Question

According to Bohr's theory, the time-averaged magnetic field at the center (i.e. nucleus) of a hydrogen atom due to the motion of electrons in the ${n^{th}}$ orbit is proportional to ($n = $principal quantum number)
$\left( a \right)$ ${n^{ - 3}}$
$\left( b \right)$ ${n^{ - 4}}$
$\left( c \right)$ ${n^{ - 5}}$
$\left( d \right)$ ${n^{ - 2}}$

Answer 1

Hint By using the formula of the magnetic field that is $B = \dfrac{{{\mu _0}I}}{{2r}}$and also by using the formula of frequency. And the making relation between both the formula and we will get the result in which the magnetic field is being proportional to the orbit.
Formula used:
Magnetic field,
$B = \dfrac{{{\mu _0}I}}{{2r}}$
And also it can be written as
$B = \dfrac{{{\mu _0}{I_n}}}{{2{r_n}}}$
Here,
$B$, is the magnetic field
${I_n}$, current in the ${n^{th}}$orbit
${r_n}$, the radius of the ${n^{th}}$ orbit

Complete Step By Step Solution
So first of all we will know the magnetic field is given by
$B = \dfrac{{{\mu _0}I}}{{2r}}$
And also it can be written as
$B = \dfrac{{{\mu _0}{I_n}}}{{2{r_n}}}$
And according to Bohr’s theory
${r_n} = \dfrac{{{n^2}{h^2}}}{{4{\pi ^2}mk{e^2}}}$
Since here, all the terms are constant except the ${n^2}$
So we can say
$r{}_n \propto {n^2}$
Now let’s see the formula of frequency,
\[f = \dfrac{v}{{2\pi r}}\]
And further expanding the equation we get
\[ \Rightarrow \dfrac{{2\pi k{e^2}}}{{nh \times 2\pi r}}\]
So from here, we can see that all the other terms are constant except the two terms, that is
$f \propto \dfrac{1}{{nr}}$
Now on putting the value of $r$in the above equation we get
$ \Rightarrow f \propto \dfrac{1}{{n \times {n^2}}} \propto \dfrac{1}{{{n^3}}}$
Now as we know,
$I = \dfrac{q}{t}$
And also it can be written as,
$ \Rightarrow I = qf$
Therefore, ${I_n} \propto f$
And also it will be proportional to $\dfrac{1}{{{n^3}}}$
Now by using the magnetic field equation, we can write
$B \propto \dfrac{{{n^{ - 3}}}}{{{n^2}}}$
And it can be written as
$B \propto {n^{ - 5}}$

Therefore, the option $C$ will be the correct option.

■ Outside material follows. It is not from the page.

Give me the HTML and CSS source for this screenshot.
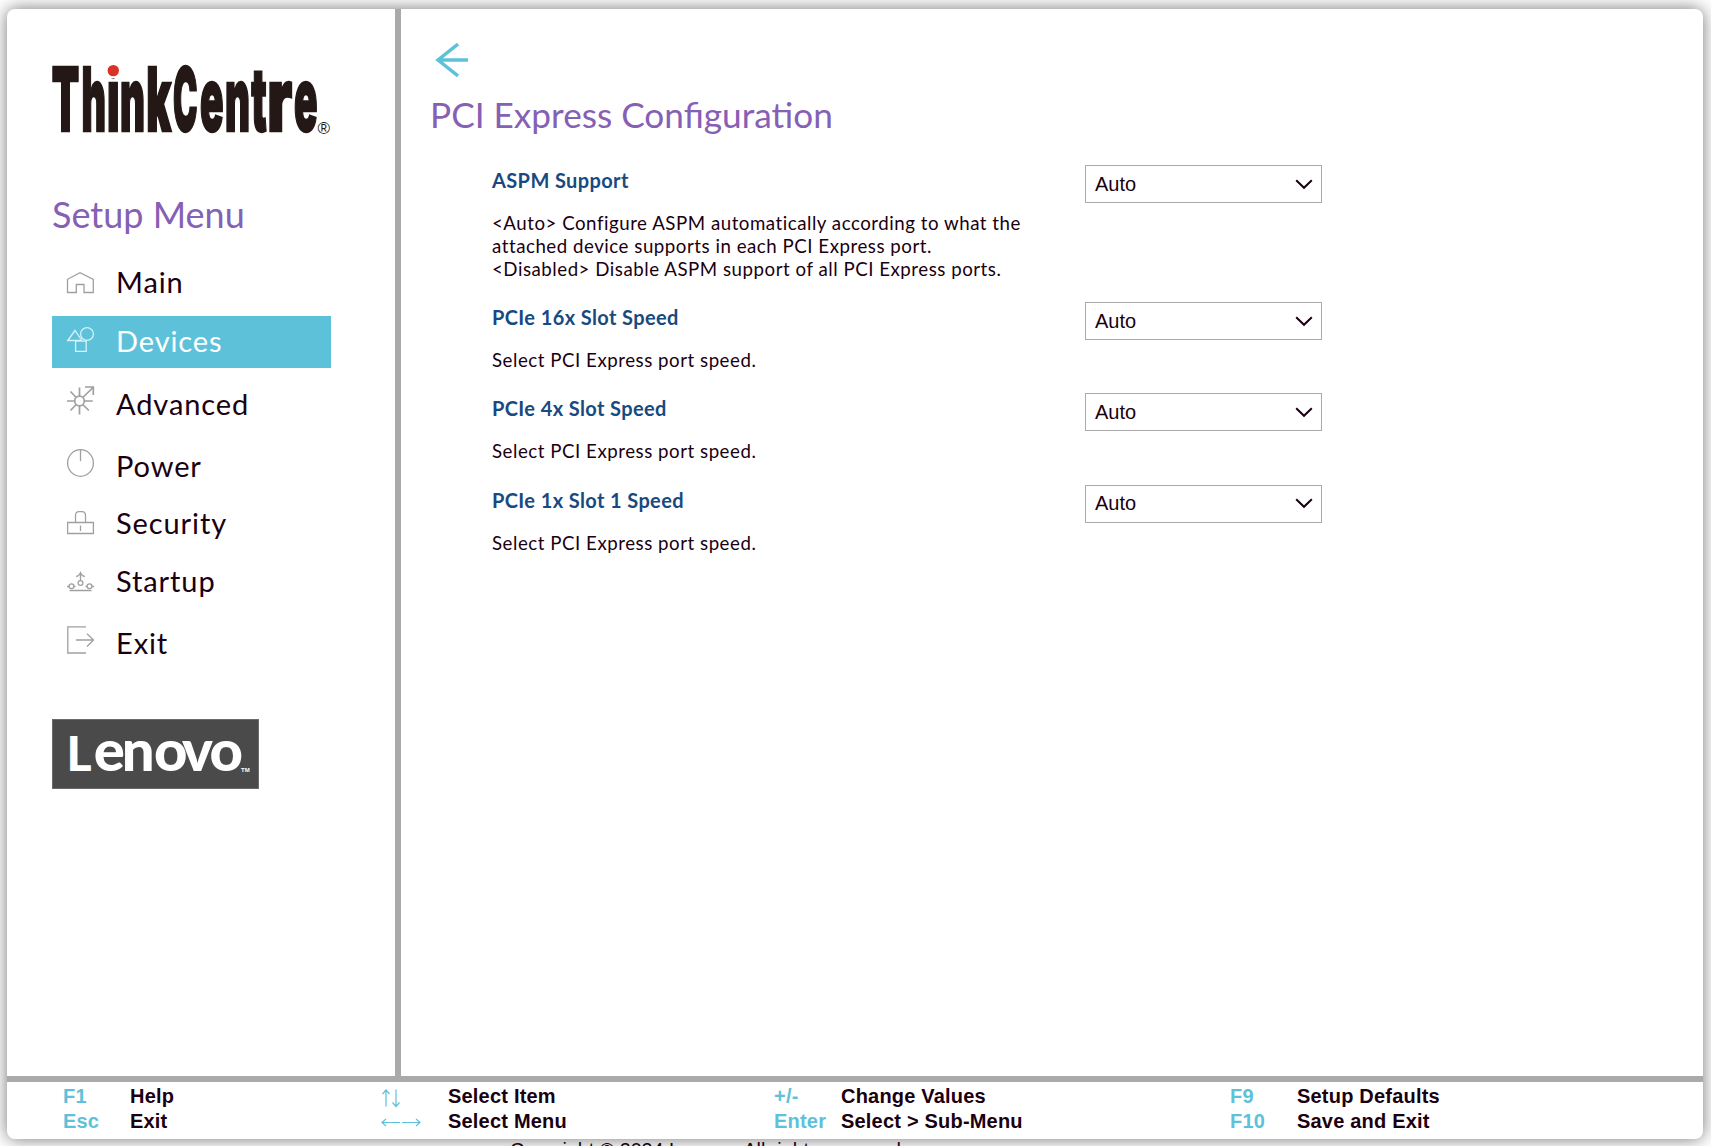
FILE: index.html
```html
<!DOCTYPE html>
<html lang="en">
<head>
<meta charset="utf-8">
<title>PCI Express Configuration</title>
<link rel="stylesheet" href="styles.css">
</head>
<body>
<div class="window">
  <div class="panes">
    <aside class="sidebar">
      <svg class="brand" width="282" height="76" viewBox="50 62 282 76" role="img" aria-label="ThinkCentre">
        <text class="brand-name" y="131.2"><tspan x="51.8" textLength="27.500" lengthAdjust="spacingAndGlyphs">T</tspan><tspan x="81.500" textLength="24.500" lengthAdjust="spacingAndGlyphs">h</tspan><tspan x="107" textLength="12.500" lengthAdjust="spacingAndGlyphs">i</tspan><tspan x="120" textLength="25" lengthAdjust="spacingAndGlyphs">n</tspan><tspan x="146.200" textLength="25" lengthAdjust="spacingAndGlyphs">k</tspan><tspan x="173" textLength="24.500" lengthAdjust="spacingAndGlyphs">C</tspan><tspan x="200" textLength="23.500" lengthAdjust="spacingAndGlyphs">e</tspan><tspan x="225" textLength="25" lengthAdjust="spacingAndGlyphs">n</tspan><tspan x="251.200" textLength="15.500" lengthAdjust="spacingAndGlyphs">t</tspan><tspan x="267.200" textLength="25" lengthAdjust="spacingAndGlyphs">r</tspan><tspan x="294" textLength="23.500" lengthAdjust="spacingAndGlyphs">e</tspan></text>
        <rect x="106" y="58" width="14" height="20.500" fill="#fff"/>
        <circle cx="113.3" cy="70.6" r="5.7" fill="#d93328"/>
        <text class="brand-mark" x="317.5" y="133.5">®</text>
      </svg>
      <h2 class="menu-title">Setup Menu</h2>
      <nav class="menu">
        <a class="item"><svg width="27" height="21" viewBox="0 0 27 21"><path d="M.5 20.5V7.3L13 .7l13.3 6.6v13.2H17v-8H9.300v8z"/></svg><span>Main</span></a>
        <a class="item active"><svg width="27" height="25" viewBox="0 0 27 25"><circle cx="20" cy="7" r="6.400"/><path d="M.8 13.500L8 3.500l6.800 10zM8.600 14.200h10.600v10.200H8.600z"/></svg><span>Devices</span></a>
        <a class="item"><svg class="heavy" width="27" height="29" viewBox="0 0 27 29"><circle cx="12.500" cy="15" r="4.800"/><path d="M12.500 1.500v8.700M12.500 20v8.500M0 15h7.600M17.300 15h8.500M3.500 5.500l5.700 6M15.800 18.500l6 6M3.500 24.500l5.700-6M15.800 11.500L26 1.500M18 1h8.300v8"/></svg><span>Advanced</span></a>
        <a class="item"><svg width="27" height="28" viewBox="0 0 27 28"><ellipse cx="13.500" cy="14" rx="12.900" ry="13.300"/><path d="M13.500.700v11.500"/></svg><span>Power</span></a>
        <a class="item"><svg width="27" height="23" viewBox="0 0 27 23"><path d="M.6 11.500h25.800v11H.6zM8.500 11.500V4.500q0-3.900 3.500-3.900h3q3.500 0 3.500 3.900v7M13.500 14.500v5.500"/></svg><span>Security</span></a>
        <a class="item"><svg width="27" height="20" viewBox="0 0 27 20"><path d="M2.500 18.500h22M13.500 1v7.500M9.200 4.500q3-.5 4.300-3.700 1.300 3.200 4.300 3.700M0 14.500h2M7 14.500h1.500M18.500 14.500H20M25 14.500h2"/><circle cx="4.500" cy="14.200" r="2.400"/><circle cx="13.500" cy="11" r="2.400"/><circle cx="22.500" cy="14.200" r="2.400"/></svg><span>Startup</span></a>
        <a class="item"><svg width="27" height="28" viewBox="0 0 27 28"><path d="M19 .800H.800v26.200H19M9 14h17.500M20 7.800l6.500 6.200-6.500 6.500"/></svg><span>Exit</span></a>
      </nav>
      <svg class="maker" width="207" height="70" viewBox="52 719 207 70" role="img" aria-label="Lenovo">
        <rect x="52.500" y="719.500" width="206" height="69" fill="#4a4a4a" stroke="#6a6a6a"/>
        <text class="maker-name" y="770.500" x="66.500 93.700 121.800 154 182 209.500"><tspan class="cap">L</tspan>enovo</text>
        <text class="maker-mark" x="241" y="772">TM</text>
      </svg>
    </aside>
    <main class="content">
      <svg class="back" width="34" height="34" viewBox="0 0 34 34"><path d="M33 17H3M23 1.200L3 17l20 15.800"/></svg>
      <h1 class="title">PCI Express Configuration</h1>
      <section class="options">
        <div class="option tall">
          <div><h3>ASPM Support</h3><p>&lt;Auto&gt; Configure ASPM automatically according to what the<br>attached device supports in each PCI Express port.<br>&lt;Disabled&gt; Disable ASPM support of all PCI Express ports.</p></div>
          <div class="select"><span>Auto</span><svg width="18" height="11" viewBox="0 0 18 11"><path d="M1.200 1.200L9 8.800l7.800-7.600"/></svg></div>
        </div>
        <div class="option">
          <div><h3>PCIe 16x Slot Speed</h3><p>Select PCI Express port speed.</p></div>
          <div class="select"><span>Auto</span><svg width="18" height="11" viewBox="0 0 18 11"><path d="M1.200 1.200L9 8.800l7.800-7.600"/></svg></div>
        </div>
        <div class="option">
          <div><h3>PCIe 4x Slot Speed</h3><p>Select PCI Express port speed.</p></div>
          <div class="select"><span>Auto</span><svg width="18" height="11" viewBox="0 0 18 11"><path d="M1.200 1.200L9 8.800l7.800-7.600"/></svg></div>
        </div>
        <div class="option">
          <div><h3>PCIe 1x Slot 1 Speed</h3><p>Select PCI Express port speed.</p></div>
          <div class="select"><span>Auto</span><svg width="18" height="11" viewBox="0 0 18 11"><path d="M1.200 1.200L9 8.800l7.800-7.600"/></svg></div>
        </div>
      </section>
    </main>
  </div>
  <footer class="keys">
    <dl><dt>F1</dt><dd>Help</dd><dt>Esc</dt><dd>Exit</dd></dl>
    <dl>
      <dt><svg width="40" height="25" viewBox="0 0 40 25" role="img" aria-label="Up and down"><path d="M5 22.500V6.500M1.500 10L5 6l3.500 4M15 5.500v16.500M11.500 18.500l3.500 4 3.500-4"/></svg></dt><dd>Select Item</dd>
      <dt><svg width="40" height="25" viewBox="0 0 40 25" role="img" aria-label="Left and right"><path d="M19 13.500H1.500M5 10l-4 3.500L5 17M21 13.500h17.500M35 10l4 3.500-4 3.500"/></svg></dt><dd>Select Menu</dd>
    </dl>
    <dl><dt>+/-</dt><dd>Change Values</dd><dt>Enter</dt><dd>Select &gt; Sub-Menu</dd></dl>
    <dl><dt>F9</dt><dd>Setup Defaults</dd><dt>F10</dt><dd>Save and Exit</dd></dl>
  </footer>
</div>
<p class="copyright">Copyright © 2024 Lenovo. All rights reserved.</p>
</body>
</html>
```
FILE: styles.css
```css
* { box-sizing: border-box; }
body { margin: 0; height: 1146px; overflow: hidden; background: #fff; color: #1a0010; font-family: Lato, "Open Sans", sans-serif; }
h1, h2, h3, p, dl, dd { margin: 0; }
svg { display: block; fill: none; flex: none; overflow: visible; }

.window { width: 1696px; height: 1130px; margin: 9px 0 0 7px; border-radius: 8px; background: #fff; box-shadow: 0 0 17px rgba(0, 0, 0, .55); display: flex; flex-direction: column; }
.panes { display: flex; height: 1067px; }
.sidebar { width: 394px; padding: 53px 0 0 43px; border-right: 6px solid #aaa; flex: none; }
.content { flex: 1; padding: 34px 0 0 29px; }

.brand-name { font: 900 88px Inter, sans-serif; fill: #231815; stroke: #231815; stroke-width: 2.400; }
.brand-mark { font: 17px "Liberation Sans", sans-serif; fill: #231815; }
.menu-title { margin: 54px 0 0 2px; font-weight: 400; font-size: 36px; line-height: 44px; color: #8560b5; }

.menu { display: grid; grid-template-rows: 59px 63px 62px 57px 58px 62px 52px; margin: 21px 0 0 2px; width: 279px; }
.item { display: flex; align-items: baseline; height: 52px; padding: 7px 0 0 15px; font-size: 29px; line-height: 36px; letter-spacing: .9px; }
.item svg { stroke: #a0a0a0; stroke-width: 1.300; margin-right: 22px; }
.item svg.heavy { stroke-width: 1.700; }
.item.active { background: #5ec1da; color: #fff; }
.item.active svg { stroke: #d4f2fa; }

.maker { margin: 49px 0 0 2px; }
.maker-name { font: 900 58px Lato, sans-serif; fill: #fff; }
.maker-name .cap { font-size: 48px; }
.maker-mark { font: 700 6px "Liberation Sans", sans-serif; fill: #fff; }

.back { stroke: #5ec1da; stroke-width: 3.400; margin-left: 5px; }
.title { margin-top: 15px; font-weight: 400; font-size: 35.200px; line-height: 44px; color: #8560b5; }
.options { padding: 29px 0 0 62px; }
.option { display: grid; grid-template-columns: 593px 237px; align-items: start; height: 91.300px; }
.option.tall { height: 137px; }
.option h3 { font-size: 20px; line-height: 26px; color: #184a80; margin-top: 2px; letter-spacing: .38px; }
.option p { margin-top: 19px; font-size: 18.700px; line-height: 23px; letter-spacing: .52px; }
.select { display: flex; align-items: center; justify-content: space-between; height: 38px; padding: 0 8px 0 9px; border: 1px solid #aaa; font: 20px "Liberation Sans", sans-serif; }
.select svg { stroke: #1a0010; stroke-width: 2; }

.keys { border-top: 6px solid #aaa; display: grid; grid-template-columns: 318px 393px 456px 1fr; padding: 2px 0 0 56px; flex: 1; font: 700 20px/25px "Liberation Sans", sans-serif; letter-spacing: .2px; }
.keys dl { display: grid; grid-template-columns: 67px auto; grid-auto-rows: 25px; }
.keys dt { color: #5ec1da; }
.keys svg { stroke: #5ec1da; stroke-width: 1.200; }
.copyright { margin: 0 0 0 510px; font: 19.700px/23px "Liberation Sans", sans-serif; white-space: nowrap; }
```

Note In the atoms of materials, electrons are around the nuclei creating tiny currents that create tiny magnetic fields. In most materials the tiny magnetic field vectors all point in different directions and cancel out but there are a few metals where all of these little magnetic field vectors line up to create a magnetic field that is noticeable on the scale of us humans.